Le public des audiobooks a considérablement évolué au fil du temps. Si auparavant, il s'adressait principalement à une tranche d'âge plus mature (40-45 ans) et citadine, il conquiert désormais un large éventail de générations et de profils, se démocratisant même chez les jeunes de 18-25 ans.

Les confinements récents ont d'ailleurs contribué à populariser cette forme de lecture, offrant une échappatoire bienvenue à ceux en quête de divertissement ou de réconfort.

Les tendances littéraires se transforment également. Alors que les livres audio étaient autrefois associés à des genres comme la méditation, la science-fiction et la fantasy gagnent désormais en popularité. Cette évolution reflète les préférences d'une clientèle plus jeune, désireuse d'explorer de nouveaux horizons littéraires.

 

L'impact des livres audio sur notre cerveau

Une récente étude publiée dans le "Journal of Neuroscience" nous invite à reconsidérer la façon dont notre cerveau perçoit la lecture et l'écoute d'une histoire. Menée par des chercheurs du laboratoire Gallant de l'UC Berkeley, cette recherche souligne que les réponses cérébrales à ces deux modes de narration sont étonnamment similaires.

Pour parvenir à cette conclusion, les chercheurs ont analysé les cerveaux de neuf participants alors qu'ils lisaient et écoutaient une série d'histoires provenant du "The Moth Radio Hour". En examinant de près comment chaque mot était traité dans le cortex cérébral, ils ont pu créer des cartes des cerveaux des participants, mettant en évidence les différentes zones activées lors de la compréhension de chaque mot.

Les résultats ont été surprenants : que les participants lisent ou écoutent les histoires, les mêmes zones cognitives et émotionnelles ont été stimulées. Cette constatation suggère que, pour notre cerveau, la forme de narration importe peu - ce qui compte, c'est le contenu et l'émotion transmise par l'histoire.

Fatma Deniz, chercheuse postdoctorale au laboratoire Gallant et auteure principale de l'étude, exprime sa surprise face à cette découverte. Les cerveaux des participants interprétaient les mots de la même manière, que ce soit en les écoutant ou en les lisant. Les cartes cérébrales créées à partir des données révélaient une similarité frappante entre les entrées auditives et visuelles.

Ces résultats pourraient avoir des implications importantes pour les personnes qui éprouvent des difficultés de lecture ou d'écoute. Par exemple, les enfants atteints de dyslexie pourraient bénéficier de l'accès aux livres audio, qui sont souvent disponibles en classe. En offrant des histoires dans différents formats, nous pourrions ouvrir de nouvelles portes à ceux qui ont du mal à s'engager avec la lecture traditionnelle.
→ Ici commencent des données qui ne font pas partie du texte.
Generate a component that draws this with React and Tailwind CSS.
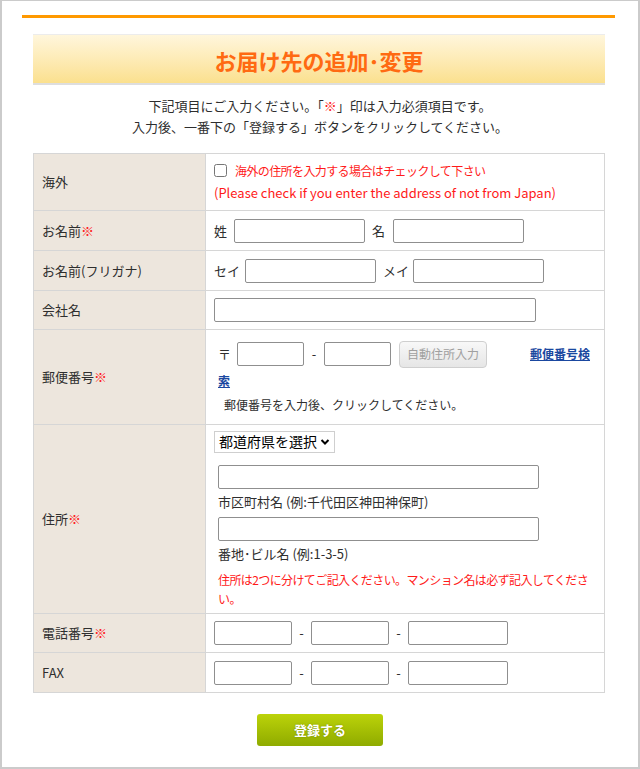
import React from 'react';

const font = "font-['Noto_Sans_CJK_JP','Noto_Sans',sans-serif]";
const inputCls = 'h-[24px] border border-[#8f8f8f] rounded-[2px] bg-white';
const Req = () => <span className="text-[#ff1a1a]">※</span>;

function Row({ label, height, children, last }) {
  return (
    <div className={`flex ${last ? '' : 'border-b border-[#d6d6d6]'}`} style={{ minHeight: height }}>
      <div className="w-[172px] shrink-0 bg-[#ede6dd] border-r border-[#d6d6d6] flex items-center pl-[8px] text-[13px] text-[#2e2e2e]">
        {label}
      </div>
      <div className="flex-1 pl-[8px] flex flex-col justify-center text-[13px] text-[#2e2e2e]">{children}</div>
    </div>
  );
}

function Triple() {
  return (
    <div className="flex items-center">
      <input className={`${inputCls} w-[78px]`} />
      <span className="w-[19px] text-center">-</span>
      <input className={`${inputCls} w-[78px]`} />
      <span className="w-[19px] text-center">-</span>
      <input className={`${inputCls} w-[100px]`} />
    </div>
  );
}

export default function App() {
  return (
    <div className={`w-[640px] h-[769px] bg-white border-t border-l-2 border-r-2 border-b-2 border-[#cbcbcb] ${font}`}>
      <div className="ml-[20px] mr-[23px] mt-[14px] h-[3px] bg-[#ff9900]" />

      <div className="ml-[31px] mr-[33px] mt-[16px] h-[51px] border-t border-[#ececec] border-b-2 border-b-[#dedede] bg-gradient-to-b from-[#fff6dc] to-[#fbe08e] flex items-center justify-center">
        <h1 className="text-[22px] font-bold text-[#ff6a12] mt-[2px]">お届け先の追加･変更</h1>
      </div>

      <div className="mt-[10px] text-center text-[13px] leading-[21px] text-[#2e2e2e]">
        <p>
          下記項目にご入力ください。「<span className="text-[#ff1a1a]">※</span>」印は入力必須項目です。
        </p>
        <p>入力後、一番下の「登録する」ボタンをクリックしてください。</p>
      </div>

      <div className="ml-[31px] w-[572px] mt-[16px] border border-[#d6d6d6]">
        <Row label="海外" height={57}>
          <label className="flex items-center text-[#ff1a1a] text-[12px] tracking-[-0.6px]">
            <input type="checkbox" className="w-[13px] h-[13px] mr-[8px]" />
            海外の住所を入力する場合はチェックして下さい
          </label>
          <div className="text-[#ff1a1a] text-[13px] mt-[3px]">(Please check if you enter the address of not from Japan)</div>
        </Row>

        <Row label={<>お名前<Req /></>} height={40}>
          <div className="flex items-center">
            <span className="mr-[7px]">姓</span>
            <input className={`${inputCls} w-[131px]`} />
            <span className="ml-[7px] mr-[8px]">名</span>
            <input className={`${inputCls} w-[131px]`} />
          </div>
        </Row>

        <Row label="お名前(フリガナ)" height={40}>
          <div className="flex items-center">
            <span className="mr-[5px]">セイ</span>
            <input className={`${inputCls} w-[131px]`} />
            <span className="ml-[7px] mr-[4px]">メイ</span>
            <input className={`${inputCls} w-[131px]`} />
          </div>
        </Row>

        <Row label="会社名" height={39}>
          <input className={`${inputCls} w-[322px]`} />
        </Row>

        <Row label={<>郵便番号<Req /></>} height={95}>
          <div className="pl-[4px] pr-[12px]">
            <div className="flex items-center">
              <span className="mr-[6px]">〒</span>
              <input className={`${inputCls} w-[67px]`} />
              <span className="w-[20px] text-center">-</span>
              <input className={`${inputCls} w-[67px]`} />
              <button className="ml-[8px] h-[27px] w-[88px] rounded-[4px] border border-[#cfcfcf] bg-gradient-to-b from-[#f8f8f8] to-[#e6e6e6] text-[12px] text-[#a0a0a0]">
                自動住所入力
              </button>
              <a className="ml-auto mr-[2px] text-[12px] font-bold text-[#1a48a0] underline">郵便番号検</a>
            </div>
            <a className="block mt-[4px] text-[12px] font-bold text-[#1a48a0] underline">索</a>
            <div className="mt-[6px] pl-[6px] text-[12px]">郵便番号を入力後、クリックしてください。</div>
          </div>
        </Row>

        <Row label={<>住所<Req /></>} height={189}>
          <div className="pr-[12px]">
            <div className="inline-flex items-center h-[22px] border border-[#cfcfcf] px-[4px] text-[14px] text-black">
              都道府県を選択
              <svg width="10" height="8" viewBox="0 0 10 8" className="ml-[3px]"><path d="M1.5 2 5 5.5 8.5 2" stroke="#000" strokeWidth="2" fill="none" /></svg>
            </div>
            <div className="pl-[4px]">
              <input className={`${inputCls} w-[321px] mt-[12px] block`} />
              <div className="mt-[3px]">市区町村名 (例:千代田区神田神保町)</div>
              <input className={`${inputCls} w-[321px] mt-[6px] block`} />
              <div className="mt-[3px]">番地･ビル名 (例:1-3-5)</div>
              <div className="mt-[6px] text-[12px] leading-[19px] tracking-[-0.6px] text-[#ff1a1a]">
                住所は2つに分けてご記入ください。マンション名は必ず記入してください。
              </div>
            </div>
          </div>
        </Row>

        <Row label={<>電話番号<Req /></>} height={39}>
          <Triple />
        </Row>

        <Row label="FAX" height={39} last>
          <Triple />
        </Row>
      </div>

      <div className="flex justify-center mt-[21px]">
        <button className="w-[126px] h-[32px] rounded-[3px] bg-gradient-to-b from-[#bcd30a] to-[#8fab00] text-white text-[13px] font-bold [text-shadow:0_0_2px_rgba(0,0,0,0.25)]">
          登録する
        </button>
      </div>
    </div>
  );
}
Cette étude enrichit notre compréhension de la manière dont notre cerveau donne un sens aux histoires. Qu'elles soient lues ou écoutées, les récits continuent de captiver notre imagination et de nous transporter dans des mondes extraordinaires, offrant ainsi une fenêtre fascinante sur le fonctionnement de notre esprit.

 

En fin de compte, affirmer que "écouter des audiobooks ce n'est pas lire" est une généralisation simpliste. Les livres audio offrent une expérience littéraire enrichissante et diversifiée, ouvrant les portes de l'imagination à un public toujours plus large. Que ce soit pour se divertir, apprendre ou simplement s'évader, ils sont devenus une composante essentielle de notre paysage culturel contemporain.